O ano era 1972 e de ônibus, no dia 4 de outubro, chegávamos de volta à casa. Havíamos partido do Rio de Janeiro, onde chegáramos de navio. A viagem havia iniciado 15 dias antes na Alemanha. De ônibus cruzamos os Alpes, onde vimos as primeiras neves do outono, e chegamos a Gênova, na Itália, cidade portuária da qual partiu o navio. Era o final de uma viagem de 4 meses. Naquela época algumas pessoas ainda viajavam de navio, pois era bem mais barato do que viajar de avião. A vida também era levada num ritmo muito mais lento, sem a urgência que temos hoje. Fico feliz de ter podido viver o final de uma época que não voltaria mais.
Após deixar o porto de Gênova, o navio fez uma escala de algumas horas em Barcelona. Foi o bastante para podermos ver a igreja Sagrada Família, o monumento a Cristóvão Colombo e uma réplica da caravela Santa Maria, com a qual Colombo descobriu a América.
Para chegar a Lisboa utilizamos a mesma via fluvial pela qual saíam ao mar os grandes navegadores dos séculos XV e XVI, o rio Tejo.
Seguiram-se 8 dias de mar. Deitado no beliche da pequena cabine que ocupamos, eu tinha uma visão privilegiada e pela escotilha observava durante horas os curtos planeios dos peixes voadores que a proa do navio afugentava. O lazer a bordo era pouco. Havia alguns jogos de tombadilho e uma pequena piscina com água fresquinha bombeada continuamente do mar, uma verdadeira maravilha para um menino de 11 anos.
Como o navio era de banderia italiana, à mesa nunca faltou uma boa macarronada com um excelente molho bolonhês.
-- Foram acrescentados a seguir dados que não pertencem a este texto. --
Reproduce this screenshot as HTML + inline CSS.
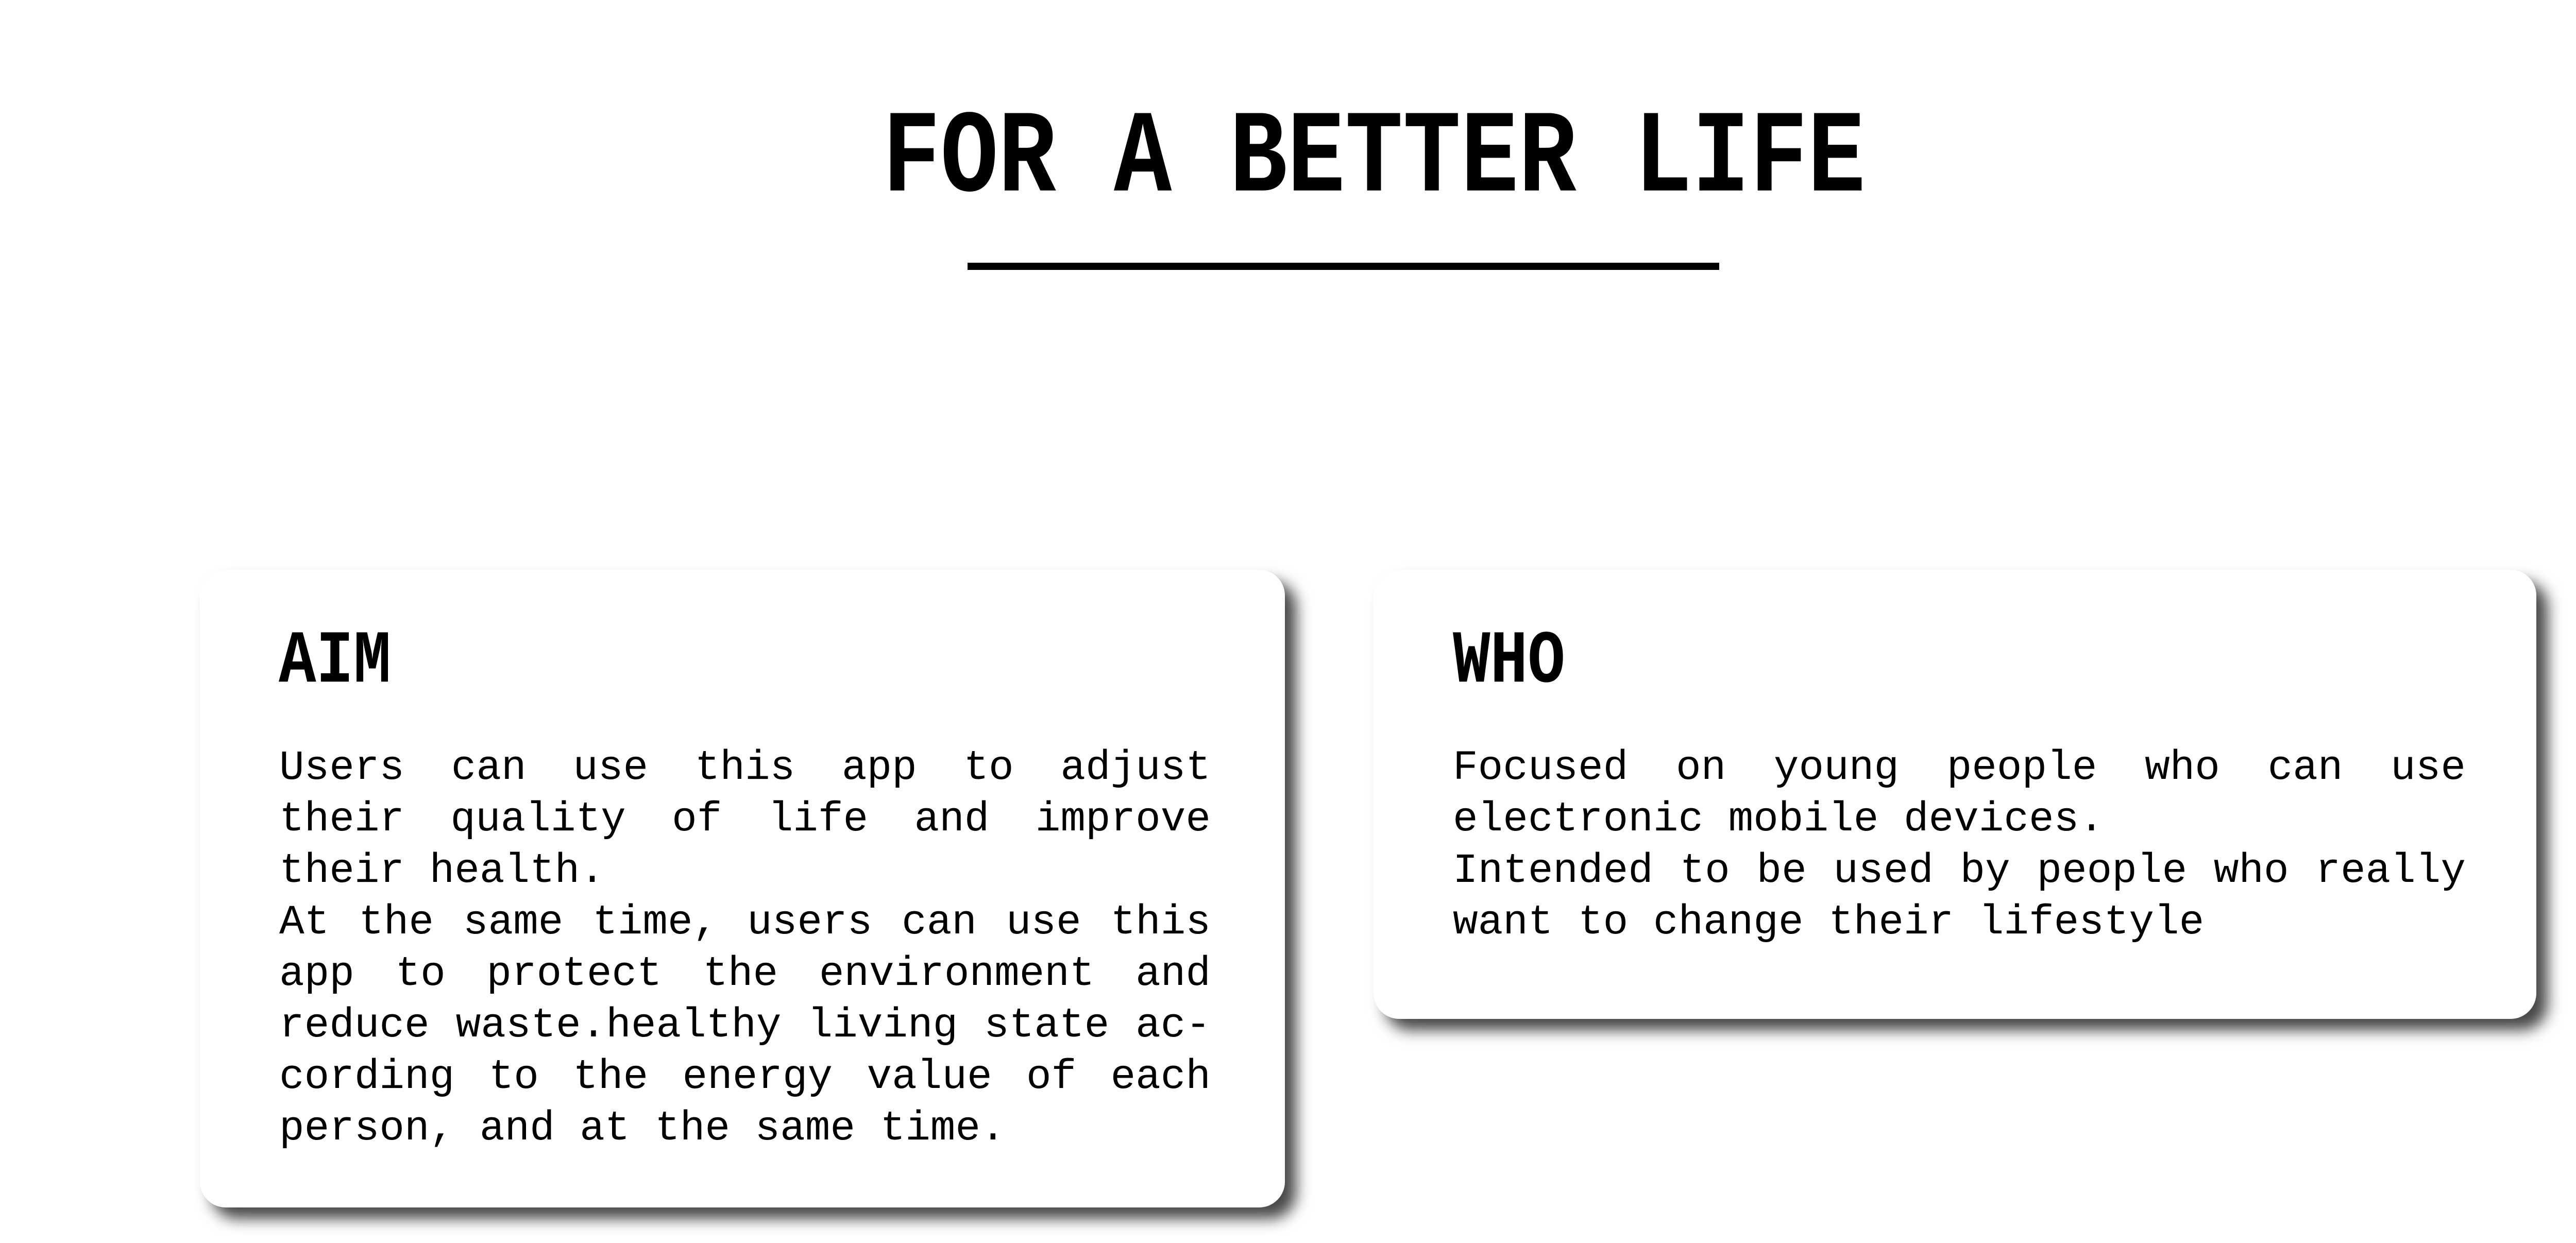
<!DOCTYPE html>
<html><head><meta charset="utf-8"><style>
html,body{margin:0;padding:0;background:#fff;width:5334px;height:2413px;overflow:hidden;position:relative;font-family:"Liberation Mono",monospace;color:#000}
.title{position:absolute;left:0;width:5334px;top:200px;text-align:center;font-weight:bold;font-size:187px;line-height:220px;transform:scaleY(1.22);transform-origin:50% 50%}
.rule{position:absolute;left:1878px;top:510px;width:1459px;height:14px;background:#000}
.card{position:absolute;background:#fff;border-radius:50px;box-shadow:22px 22px 28px rgba(0,0,0,0.72)}
.h{position:absolute;font-weight:bold;font-size:121px;line-height:121px;transform:scaleY(1.2);transform-origin:0 100%}
.p{position:absolute;font-size:81px;line-height:100px}
.p span{display:block;white-space:nowrap;text-align:left;height:100px}
.p span.j{text-align:justify;text-align-last:justify}
</style></head><body>
<div class="title">FOR A BETTER LIFE</div>
<div class="rule"></div>
<div class="card" style="left:388px;top:1106px;width:2106px;height:1238px"></div>
<div class="card" style="left:2666px;top:1106px;width:2257px;height:872px"></div>
<div class="h" style="left:541px;top:1237px">AIM</div>
<div class="h" style="left:2820px;top:1237px">WHO</div>
<div class="p" style="left:542px;top:1442px;width:1808px">
<span class="j">Users can use this app to adjust</span>
<span class="j">their quality of life and improve</span>
<span>their health.</span>
<span class="j">At the same time, users can use this</span>
<span class="j">app to protect the environment and</span>
<span class="j">reduce waste.healthy living state ac-</span>
<span class="j">cording to the energy value of each</span>
<span>person, and at the same time.</span>
</div>
<div class="p" style="left:2820px;top:1442px;width:1966px">
<span class="j">Focused on young people who can use</span>
<span>electronic mobile devices.</span>
<span class="j">Intended to be used by people who really</span>
<span>want to change their lifestyle</span>
</div>
</body></html>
Eu ainda tinha direito a um refrigerante a cada refeição. Era quase o paraíso!
Àqueles que cruzaram pela primeira vez em suas vidas a linha do Equador coube o tradicional batismo de Netuno.
Avistamos terras brasileiras por alguns minutos quando o navio passou ao largo do arquipélago de Fernando de Noronha, que ainda estava verde, apesar de que a estação seca já havia iniciado.
No amanhecer do dia seguinte a tão esperada vista da entrada da baía de Guanabara foi frustrada pela chuva fina que caía, deixando a paisagem cinzenta. Estávamos de volta à terra brasileira.
Na viagem de ônibus do Rio de Janeiro a Porto Alegre eu li a primeira revista Quatro Rodas da minha vida, pois Émerson Fittipaldi havia sido campeão de fórmula 1 pela Lotus. Eu trazia da Europa uma calculadora mecânica de mão que somava e subtraía, que assombrou meus amigos. De volta ao lar comecei a fazer pequenos trabalhos no jardim das casas dos vizinhos para juntar dinheiro, pois sonhava em comprar um gravador de fita cassete, o prodígio da indústia eletrônica da época. Tinha também planos de fazer um curso de datilografia, pois uma vez concluído o curso eu ganharia uma máquina de escrever usada, para fazer os trabalhos da escola.
Algo que lembro muito bem é que durante esta viagem os meus pais seguidamente recordavam momentos de uma outra viagem que haviam feito 13 anos antes aos EUA. Quando contavam algo de lá sempre iniciavam com uma frase como esta: "Há 13 anos, quando estivemos nos EUA...."
Eu escutava e para mim, então com 11 anos de idade, estes 13 anos aos quais se referiam, pareciam quase a eternidade.
Olhando as fotos da viagem de 1972 me dou conta que desde então já se passaram três vezes 13 anos e que tudo foi muito rápido, talvez rápido até demais.